GIVEN INFORMATION ▸

......

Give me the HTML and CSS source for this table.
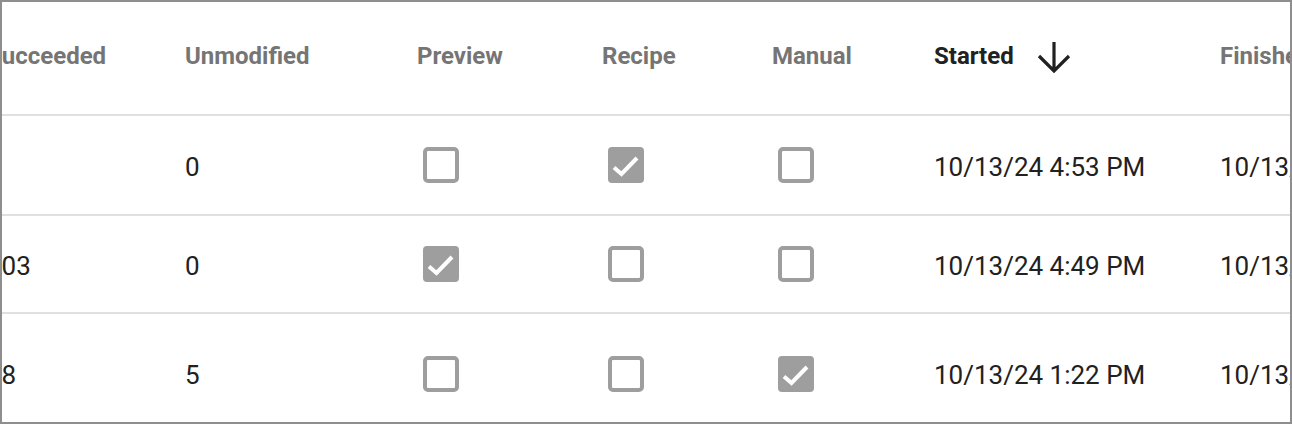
FILE: index.html
```html
<!DOCTYPE html>
<html>
<head>
<meta charset="utf-8">
<link rel="stylesheet" href="styles.css">
</head>
<body>
<div class="frame">
  <div class="table">
    <div class="row head">
      <div class="cell">Succeeded</div>
      <div class="cell">Unmodified</div>
      <div class="cell">Preview</div>
      <div class="cell">Recipe</div>
      <div class="cell">Manual</div>
      <div class="cell sorted">Started
        <svg class="arrow" width="34" height="34" viewBox="0 0 34 34"><path d="M17 2V31M2 16L17 31L32 16" fill="none" stroke="#212121" stroke-width="3.2"/></svg>
      </div>
      <div class="cell">Finished</div>
    </div>
    <div class="row r1">
      <div class="cell txt"></div>
      <div class="cell txt">0</div>
      <div class="cell"><svg class="cb" width="36" height="36" viewBox="0 0 36 36"><rect x="2" y="2" width="32" height="32" rx="3" fill="none" stroke="#9e9e9e" stroke-width="4"/></svg></div>
      <div class="cell"><svg class="cb" width="36" height="36" viewBox="0 0 36 36"><rect x="0" y="0" width="36" height="36" rx="4" fill="#9e9e9e"/><path d="M6 20.5L13.5 27L29 11" fill="none" stroke="#fff" stroke-width="4"/></svg></div>
      <div class="cell"><svg class="cb" width="36" height="36" viewBox="0 0 36 36"><rect x="2" y="2" width="32" height="32" rx="3" fill="none" stroke="#9e9e9e" stroke-width="4"/></svg></div>
      <div class="cell txt">10/13/24 4:53 PM</div>
      <div class="cell txt">10/13/24 4:54 PM</div>
    </div>
    <div class="row r2">
      <div class="cell txt">103</div>
      <div class="cell txt">0</div>
      <div class="cell"><svg class="cb" width="36" height="36" viewBox="0 0 36 36"><rect x="0" y="0" width="36" height="36" rx="4" fill="#9e9e9e"/><path d="M6 20.5L13.5 27L29 11" fill="none" stroke="#fff" stroke-width="4"/></svg></div>
      <div class="cell"><svg class="cb" width="36" height="36" viewBox="0 0 36 36"><rect x="2" y="2" width="32" height="32" rx="3" fill="none" stroke="#9e9e9e" stroke-width="4"/></svg></div>
      <div class="cell"><svg class="cb" width="36" height="36" viewBox="0 0 36 36"><rect x="2" y="2" width="32" height="32" rx="3" fill="none" stroke="#9e9e9e" stroke-width="4"/></svg></div>
      <div class="cell txt">10/13/24 4:49 PM</div>
      <div class="cell txt">10/13/24 4:50 PM</div>
    </div>
    <div class="row r3">
      <div class="cell txt">18</div>
      <div class="cell txt">5</div>
      <div class="cell"><svg class="cb" width="36" height="36" viewBox="0 0 36 36"><rect x="2" y="2" width="32" height="32" rx="3" fill="none" stroke="#9e9e9e" stroke-width="4"/></svg></div>
      <div class="cell"><svg class="cb" width="36" height="36" viewBox="0 0 36 36"><rect x="2" y="2" width="32" height="32" rx="3" fill="none" stroke="#9e9e9e" stroke-width="4"/></svg></div>
      <div class="cell"><svg class="cb" width="36" height="36" viewBox="0 0 36 36"><rect x="0" y="0" width="36" height="36" rx="4" fill="#9e9e9e"/><path d="M6 20.5L13.5 27L29 11" fill="none" stroke="#fff" stroke-width="4"/></svg></div>
      <div class="cell txt">10/13/24 1:22 PM</div>
      <div class="cell txt">10/13/24 1:23 PM</div>
    </div>
  </div>
</div>
</body>
</html>
```

FILE: styles.css
```css
html, body {
  margin: 0;
  padding: 0;
  background: #fff;
}
.frame {
  box-sizing: border-box;
  width: 1292px;
  height: 424px;
  border: 2px solid #8e8e8e;
  overflow: hidden;
  font-family: Roboto, "Liberation Sans", sans-serif;
}
.table {
  margin-left: -15px;
  width: 1500px;
}
.row {
  display: grid;
  grid-template-columns: 198px 232px 185px 170px 162px 286px 250px;
  align-items: center;
  border-bottom: 2px solid #e0e0e0;
  white-space: nowrap;
}
.head {
  box-sizing: border-box;
  height: 114px;
  padding-bottom: 4px;
  font-size: 24px;
  font-weight: 700;
  color: #757575;
}
.r1 { height: 98px; }
.r2 { height: 96px; }
.r3 { height: 119px; border-bottom: none; }
.cell {
  display: flex;
  align-items: center;
}
.txt {
  font-size: 26px;
  color: #212121;
  padding-top: 3px;
}
.sorted {
  color: #212121;
}
.arrow {
  margin-left: 23px;
  margin-top: 2px;
}
.cb {
  margin-left: 6px;
  display: block;
}
```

......

TASK ▸ Please transcribe the material above exactly as written. Leave the pictures out.

SOLUTION ▸
Give me the HTML and CSS source for this table.
FILE: index.html
```html
<!DOCTYPE html>
<html>
<head>
<meta charset="utf-8">
<link rel="stylesheet" href="styles.css">
</head>
<body>
<div class="frame">
  <div class="table">
    <div class="row head">
      <div class="cell">Succeeded</div>
      <div class="cell">Unmodified</div>
      <div class="cell">Preview</div>
      <div class="cell">Recipe</div>
      <div class="cell">Manual</div>
      <div class="cell sorted">Started
        <svg class="arrow" width="34" height="34" viewBox="0 0 34 34"><path d="M17 2V31M2 16L17 31L32 16" fill="none" stroke="#212121" stroke-width="3.2"/></svg>
      </div>
      <div class="cell">Finished</div>
    </div>
    <div class="row r1">
      <div class="cell txt"></div>
      <div class="cell txt">0</div>
      <div class="cell"><svg class="cb" width="36" height="36" viewBox="0 0 36 36"><rect x="2" y="2" width="32" height="32" rx="3" fill="none" stroke="#9e9e9e" stroke-width="4"/></svg></div>
      <div class="cell"><svg class="cb" width="36" height="36" viewBox="0 0 36 36"><rect x="0" y="0" width="36" height="36" rx="4" fill="#9e9e9e"/><path d="M6 20.5L13.5 27L29 11" fill="none" stroke="#fff" stroke-width="4"/></svg></div>
      <div class="cell"><svg class="cb" width="36" height="36" viewBox="0 0 36 36"><rect x="2" y="2" width="32" height="32" rx="3" fill="none" stroke="#9e9e9e" stroke-width="4"/></svg></div>
      <div class="cell txt">10/13/24 4:53 PM</div>
      <div class="cell txt">10/13/24 4:54 PM</div>
    </div>
    <div class="row r2">
      <div class="cell txt">103</div>
      <div class="cell txt">0</div>
      <div class="cell"><svg class="cb" width="36" height="36" viewBox="0 0 36 36"><rect x="0" y="0" width="36" height="36" rx="4" fill="#9e9e9e"/><path d="M6 20.5L13.5 27L29 11" fill="none" stroke="#fff" stroke-width="4"/></svg></div>
      <div class="cell"><svg class="cb" width="36" height="36" viewBox="0 0 36 36"><rect x="2" y="2" width="32" height="32" rx="3" fill="none" stroke="#9e9e9e" stroke-width="4"/></svg></div>
      <div class="cell"><svg class="cb" width="36" height="36" viewBox="0 0 36 36"><rect x="2" y="2" width="32" height="32" rx="3" fill="none" stroke="#9e9e9e" stroke-width="4"/></svg></div>
      <div class="cell txt">10/13/24 4:49 PM</div>
      <div class="cell txt">10/13/24 4:50 PM</div>
    </div>
    <div class="row r3">
      <div class="cell txt">18</div>
      <div class="cell txt">5</div>
      <div class="cell"><svg class="cb" width="36" height="36" viewBox="0 0 36 36"><rect x="2" y="2" width="32" height="32" rx="3" fill="none" stroke="#9e9e9e" stroke-width="4"/></svg></div>
      <div class="cell"><svg class="cb" width="36" height="36" viewBox="0 0 36 36"><rect x="2" y="2" width="32" height="32" rx="3" fill="none" stroke="#9e9e9e" stroke-width="4"/></svg></div>
      <div class="cell"><svg class="cb" width="36" height="36" viewBox="0 0 36 36"><rect x="0" y="0" width="36" height="36" rx="4" fill="#9e9e9e"/><path d="M6 20.5L13.5 27L29 11" fill="none" stroke="#fff" stroke-width="4"/></svg></div>
      <div class="cell txt">10/13/24 1:22 PM</div>
      <div class="cell txt">10/13/24 1:23 PM</div>
    </div>
  </div>
</div>
</body>
</html>
```

FILE: styles.css
```css
html, body {
  margin: 0;
  padding: 0;
  background: #fff;
}
.frame {
  box-sizing: border-box;
  width: 1292px;
  height: 424px;
  border: 2px solid #8e8e8e;
  overflow: hidden;
  font-family: Roboto, "Liberation Sans", sans-serif;
}
.table {
  margin-left: -15px;
  width: 1500px;
}
.row {
  display: grid;
  grid-template-columns: 198px 232px 185px 170px 162px 286px 250px;
  align-items: center;
  border-bottom: 2px solid #e0e0e0;
  white-space: nowrap;
}
.head {
  box-sizing: border-box;
  height: 114px;
  padding-bottom: 4px;
  font-size: 24px;
  font-weight: 700;
  color: #757575;
}
.r1 { height: 98px; }
.r2 { height: 96px; }
.r3 { height: 119px; border-bottom: none; }
.cell {
  display: flex;
  align-items: center;
}
.txt {
  font-size: 26px;
  color: #212121;
  padding-top: 3px;
}
.sorted {
  color: #212121;
}
.arrow {
  margin-left: 23px;
  margin-top: 2px;
}
.cb {
  margin-left: 6px;
  display: block;
}
```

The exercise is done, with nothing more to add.